June 24, 2009 - Boston, MA

Funny thing about economic disasters: They tend to spawn a bevy of new businesses. It's not that a recession is the best time for pie-in-the-sky thinking; rather, it's when pie-in-the-mouth issues become most pressing.

"The tantalizing successes of some startups, coupled perhaps with the rise in unemployment, have more people pondering new ideas and new careers," Doug Chertok, an angel investor and venture capitalist at Vast Ventures, told the E-Commerce Times. "In my opinion, that's a great thing -- gets more people thinking and doing, and out of some of the bureaucracy of corporate America."

We call this "entrepreneurship," but mostly it's a creative way to eat -- and if you're really good at it, it'll feed you far more than a meal or two. While a startup operation may be your best shot at fine dining in these trying times, it's a long and scary trek from famine to feast.

"'New' money is almost impossible to get, no matter what capital sources say," James C. Roberts III, an attorney with Global Capital Law Group, told the E-Commerce Times.  Despite this bitter recession, startups will generate the next round of billionaires if history does indeed repeat itself. Still, a startup is a high-stakes gamble no matter how great the initial idea. So where do you find the cash to fund your bet?

The Money Queue

This is tricky business, finding the money. Seems the green stuff has slipped from nearly everyone's grasp.
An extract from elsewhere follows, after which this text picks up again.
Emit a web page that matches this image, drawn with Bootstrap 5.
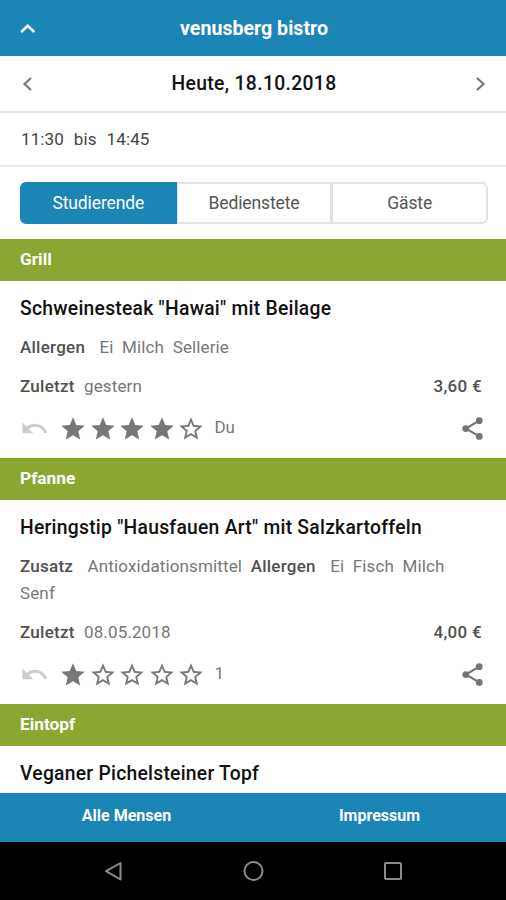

"Risk capital is scarcer than it has been in a long time," Mike Fitzgerald, founding partner of Commonwealth Capital Ventures, told the E-Commerce Times. "Venture funds will husband their cash for their existing portfolios making new deal funding tougher."

"Investors in venture funds are less liquid than ever, and new money coming into the business will continue to shrink," added Fitzgerald, "again, putting pressure on the number of new deals being done."

Indeed, angel investors or venture capitalists may nix your idea not because your nose-picking widget is delusional but because they are hoarding pennies and scrambling for cash as much as you are.